**What you are asked to do:** Exactly as written, quote every line that follows, skipping the images.

**Records to process:**
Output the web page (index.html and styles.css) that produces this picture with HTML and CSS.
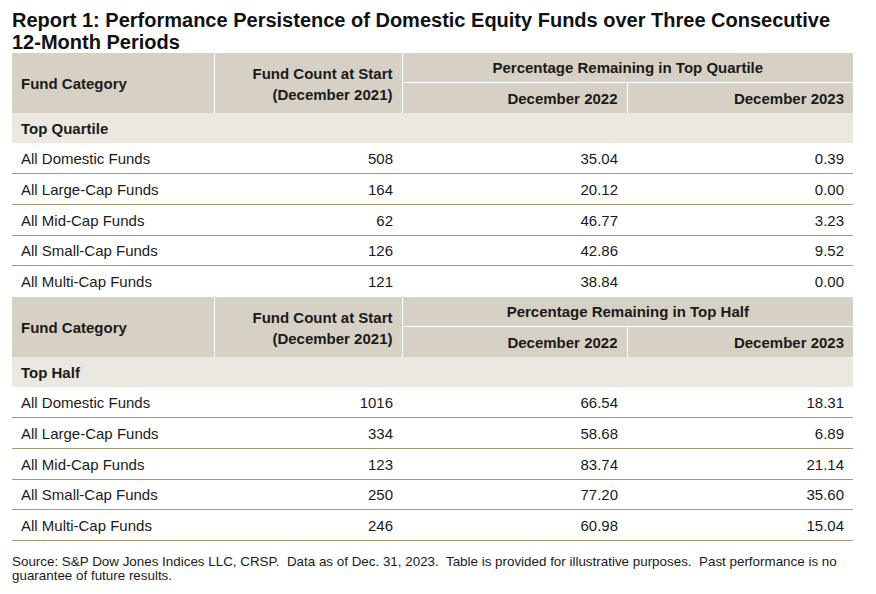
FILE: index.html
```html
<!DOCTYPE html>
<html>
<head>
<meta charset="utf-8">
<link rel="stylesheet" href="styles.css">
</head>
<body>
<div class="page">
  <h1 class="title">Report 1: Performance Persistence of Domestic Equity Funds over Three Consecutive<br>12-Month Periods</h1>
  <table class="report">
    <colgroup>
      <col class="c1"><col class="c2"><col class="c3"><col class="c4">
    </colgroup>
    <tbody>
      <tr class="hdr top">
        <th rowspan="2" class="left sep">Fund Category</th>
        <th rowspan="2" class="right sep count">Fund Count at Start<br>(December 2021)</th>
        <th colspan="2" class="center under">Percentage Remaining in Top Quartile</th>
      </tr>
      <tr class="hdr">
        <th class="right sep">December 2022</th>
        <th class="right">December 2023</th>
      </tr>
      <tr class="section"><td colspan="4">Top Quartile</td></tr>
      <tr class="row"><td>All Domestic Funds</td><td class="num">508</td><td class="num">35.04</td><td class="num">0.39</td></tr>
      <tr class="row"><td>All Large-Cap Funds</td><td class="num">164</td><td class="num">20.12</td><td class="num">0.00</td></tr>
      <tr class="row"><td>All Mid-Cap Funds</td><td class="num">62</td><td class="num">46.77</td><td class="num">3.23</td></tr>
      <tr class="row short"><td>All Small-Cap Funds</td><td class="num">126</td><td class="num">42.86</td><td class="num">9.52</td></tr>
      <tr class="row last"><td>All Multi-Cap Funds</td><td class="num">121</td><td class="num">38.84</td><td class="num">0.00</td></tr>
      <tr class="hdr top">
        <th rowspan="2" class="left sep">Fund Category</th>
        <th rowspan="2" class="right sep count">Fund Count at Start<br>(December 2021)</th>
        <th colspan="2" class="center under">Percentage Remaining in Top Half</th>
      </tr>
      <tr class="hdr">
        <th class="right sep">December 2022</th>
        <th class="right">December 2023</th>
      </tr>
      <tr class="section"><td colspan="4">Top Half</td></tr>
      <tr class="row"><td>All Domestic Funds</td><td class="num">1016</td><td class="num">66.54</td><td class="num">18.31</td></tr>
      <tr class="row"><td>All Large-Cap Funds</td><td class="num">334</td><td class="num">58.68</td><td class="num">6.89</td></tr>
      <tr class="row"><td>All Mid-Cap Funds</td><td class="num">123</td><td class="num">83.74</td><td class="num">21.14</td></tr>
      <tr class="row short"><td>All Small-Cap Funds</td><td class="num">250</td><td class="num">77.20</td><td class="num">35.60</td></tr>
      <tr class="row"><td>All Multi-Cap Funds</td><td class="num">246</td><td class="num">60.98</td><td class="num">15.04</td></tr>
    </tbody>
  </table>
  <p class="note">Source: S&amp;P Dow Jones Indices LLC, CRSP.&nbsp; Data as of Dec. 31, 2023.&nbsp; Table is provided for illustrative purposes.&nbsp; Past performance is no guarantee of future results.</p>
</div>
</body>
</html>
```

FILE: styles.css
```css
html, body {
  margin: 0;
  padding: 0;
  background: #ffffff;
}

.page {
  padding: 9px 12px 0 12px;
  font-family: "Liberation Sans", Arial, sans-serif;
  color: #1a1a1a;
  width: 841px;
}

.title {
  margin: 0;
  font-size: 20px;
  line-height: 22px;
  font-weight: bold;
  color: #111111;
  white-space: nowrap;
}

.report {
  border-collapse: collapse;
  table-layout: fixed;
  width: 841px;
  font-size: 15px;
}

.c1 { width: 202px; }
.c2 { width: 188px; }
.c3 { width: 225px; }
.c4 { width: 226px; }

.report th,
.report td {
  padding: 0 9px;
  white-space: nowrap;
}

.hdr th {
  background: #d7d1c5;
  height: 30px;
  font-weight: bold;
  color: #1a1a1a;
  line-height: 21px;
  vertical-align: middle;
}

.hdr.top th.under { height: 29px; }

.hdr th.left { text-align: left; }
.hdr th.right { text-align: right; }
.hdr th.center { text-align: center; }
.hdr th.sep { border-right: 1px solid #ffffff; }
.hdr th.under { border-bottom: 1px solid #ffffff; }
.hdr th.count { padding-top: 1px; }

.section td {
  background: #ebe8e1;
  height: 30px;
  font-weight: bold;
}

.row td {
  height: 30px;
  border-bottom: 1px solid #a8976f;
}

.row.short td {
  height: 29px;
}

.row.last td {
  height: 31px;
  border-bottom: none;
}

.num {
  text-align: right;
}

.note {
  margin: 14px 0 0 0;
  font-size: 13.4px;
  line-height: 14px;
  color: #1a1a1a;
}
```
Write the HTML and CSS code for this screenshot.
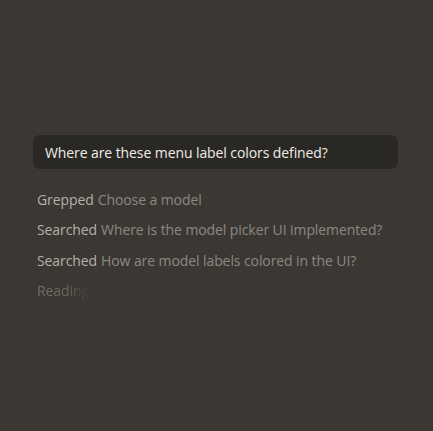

**Solved exercise:**
Output the web page (index.html and styles.css) that produces this picture with HTML and CSS.
FILE: index.html
```html
<!DOCTYPE html>
<html>
<head>
<meta charset="utf-8">
<link rel="stylesheet" href="styles.css">
</head>
<body>
<div class="page">
  <h1 class="title">Report 1: Performance Persistence of Domestic Equity Funds over Three Consecutive<br>12-Month Periods</h1>
  <table class="report">
    <colgroup>
      <col class="c1"><col class="c2"><col class="c3"><col class="c4">
    </colgroup>
    <tbody>
      <tr class="hdr top">
        <th rowspan="2" class="left sep">Fund Category</th>
        <th rowspan="2" class="right sep count">Fund Count at Start<br>(December 2021)</th>
        <th colspan="2" class="center under">Percentage Remaining in Top Quartile</th>
      </tr>
      <tr class="hdr">
        <th class="right sep">December 2022</th>
        <th class="right">December 2023</th>
      </tr>
      <tr class="section"><td colspan="4">Top Quartile</td></tr>
      <tr class="row"><td>All Domestic Funds</td><td class="num">508</td><td class="num">35.04</td><td class="num">0.39</td></tr>
      <tr class="row"><td>All Large-Cap Funds</td><td class="num">164</td><td class="num">20.12</td><td class="num">0.00</td></tr>
      <tr class="row"><td>All Mid-Cap Funds</td><td class="num">62</td><td class="num">46.77</td><td class="num">3.23</td></tr>
      <tr class="row short"><td>All Small-Cap Funds</td><td class="num">126</td><td class="num">42.86</td><td class="num">9.52</td></tr>
      <tr class="row last"><td>All Multi-Cap Funds</td><td class="num">121</td><td class="num">38.84</td><td class="num">0.00</td></tr>
      <tr class="hdr top">
        <th rowspan="2" class="left sep">Fund Category</th>
        <th rowspan="2" class="right sep count">Fund Count at Start<br>(December 2021)</th>
        <th colspan="2" class="center under">Percentage Remaining in Top Half</th>
      </tr>
      <tr class="hdr">
        <th class="right sep">December 2022</th>
        <th class="right">December 2023</th>
      </tr>
      <tr class="section"><td colspan="4">Top Half</td></tr>
      <tr class="row"><td>All Domestic Funds</td><td class="num">1016</td><td class="num">66.54</td><td class="num">18.31</td></tr>
      <tr class="row"><td>All Large-Cap Funds</td><td class="num">334</td><td class="num">58.68</td><td class="num">6.89</td></tr>
      <tr class="row"><td>All Mid-Cap Funds</td><td class="num">123</td><td class="num">83.74</td><td class="num">21.14</td></tr>
      <tr class="row short"><td>All Small-Cap Funds</td><td class="num">250</td><td class="num">77.20</td><td class="num">35.60</td></tr>
      <tr class="row"><td>All Multi-Cap Funds</td><td class="num">246</td><td class="num">60.98</td><td class="num">15.04</td></tr>
    </tbody>
  </table>
  <p class="note">Source: S&amp;P Dow Jones Indices LLC, CRSP.&nbsp; Data as of Dec. 31, 2023.&nbsp; Table is provided for illustrative purposes.&nbsp; Past performance is no guarantee of future results.</p>
</div>
</body>
</html>
```

FILE: styles.css
```css
html, body {
  margin: 0;
  padding: 0;
  background: #ffffff;
}

.page {
  padding: 9px 12px 0 12px;
  font-family: "Liberation Sans", Arial, sans-serif;
  color: #1a1a1a;
  width: 841px;
}

.title {
  margin: 0;
  font-size: 20px;
  line-height: 22px;
  font-weight: bold;
  color: #111111;
  white-space: nowrap;
}

.report {
  border-collapse: collapse;
  table-layout: fixed;
  width: 841px;
  font-size: 15px;
}

.c1 { width: 202px; }
.c2 { width: 188px; }
.c3 { width: 225px; }
.c4 { width: 226px; }

.report th,
.report td {
  padding: 0 9px;
  white-space: nowrap;
}

.hdr th {
  background: #d7d1c5;
  height: 30px;
  font-weight: bold;
  color: #1a1a1a;
  line-height: 21px;
  vertical-align: middle;
}

.hdr.top th.under { height: 29px; }

.hdr th.left { text-align: left; }
.hdr th.right { text-align: right; }
.hdr th.center { text-align: center; }
.hdr th.sep { border-right: 1px solid #ffffff; }
.hdr th.under { border-bottom: 1px solid #ffffff; }
.hdr th.count { padding-top: 1px; }

.section td {
  background: #ebe8e1;
  height: 30px;
  font-weight: bold;
}

.row td {
  height: 30px;
  border-bottom: 1px solid #a8976f;
}

.row.short td {
  height: 29px;
}

.row.last td {
  height: 31px;
  border-bottom: none;
}

.num {
  text-align: right;
}

.note {
  margin: 14px 0 0 0;
  font-size: 13.4px;
  line-height: 14px;
  color: #1a1a1a;
}
```
Write the HTML and CSS code for this screenshot.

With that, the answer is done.